Similar to Aave, Compound is a prominent DeFi lending platform featuring an algorithmic interest rate protocol. It enables the direct supply of collateral and borrowing of assets through a single collateralized debt position (CDP) model, simplifying transactions and increasing capital efficiency.

MakerDAO

MakerDAO is centered around the DAI stablecoin, which is pegged to the US dollar. Users can deposit collateral in the form of various cryptocurrencies to mint new DAI. MakerDAO is widely considered one of the more stable choices out there.

How is TradFi Different?

Traditional finance is like the classic playbook of money management. This means operating on a centralized model, which is essentially big, established institutions such as banks, credit unions, and finance companies at its core. They are the gatekeepers, controlling how money is saved, borrowed, lent, and invested.

One of the key features of TradFi is the reliance on intermediaries. Want a loan? You go through a bank. Looking to invest? You might work with a brokerage. These intermediaries serve as the link between you and your financial goals, but they also add layers of process and regulation. For instance, getting a loan in TradFi typically involves credit checks, income verification, and collateral — steps designed to reduce risk but can also limit accessibility.

This structure is extremely segmented. Those with established credit histories, steady incomes, and existing bank accounts generally find TradFi more accessible. However, it can be a challenge for underbanked or unbanked populations to tap into these traditional financial services.

A Look into the Future of Finance

In exploring the dynamic landscape of finance, we’ve examined both DeFi and TradFi. With this understanding, the question arises, is DeFi poised to replace TradFi? While the initial response might lean towards “probably not,” it’s important to understand the possibility of a hybrid relationship.

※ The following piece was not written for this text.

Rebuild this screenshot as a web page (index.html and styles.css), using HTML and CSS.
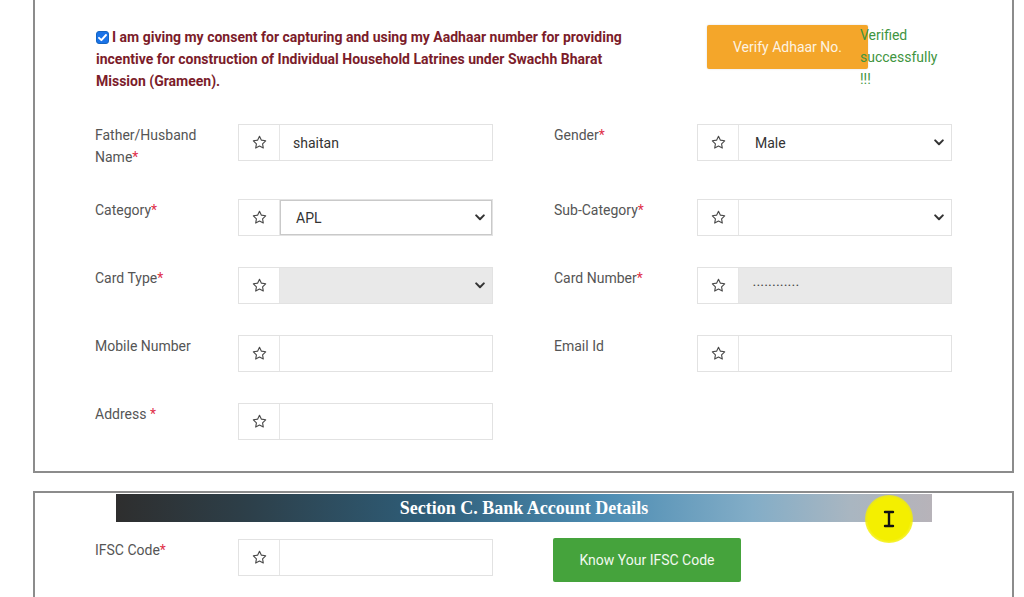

TradFi indeed has a deeply ingrained system, one that’s been built and refined over centuries. Replacing it entirely seems like a huge task. However, this doesn’t mean DeFi lacks influence. DeFi’s role in the evolution of finance, especially looking forward to 2024 and beyond, is both crucial and transformative.

The true potential of DeFi lies in its ability to reshape our understanding of financial operations. It offers a glimpse into a future where finance is more accessible and secure, breaking down barriers that have long stood in the traditional system. While it’s accurate to say that TradFi often exhibits a slower pace of change, we’re beginning to witness signs of a gradual shift towards a more DeFi-inclusive model.

The future of finance might very well lie in a hybrid model that adopts the best of both DeFi and TradFi. This isn’t just speculative, it’s already happening. This is evident in HSBC’s partnership with FCF Pay to enable mortgage and loan payments in various cryptocurrencies, a significant stride towards the mainstream adoption of digital currencies.

Additionally, initiatives such asOneSafe, which position itself as a Global Crypto Banking solution for Web3 startups, indicate a growing trend. Such projects show the ongoing integration of traditional banking systems with Web3 and crypto technologies, suggesting that the future financial ecosystem will likely capitalize on the strengths of both DeFi and TradFi.

Conclusion

As we progress through 2024, DeFi’s innovative approach to lending and borrowing is poised to significantly influence the financial landscape, complementing rather than replacing traditional finance. This merger promises a more inclusive, efficient, and versatile financial ecosystem, harnessing the strengths of both decentralized and traditional systems for a broader and more adaptive approach to finance.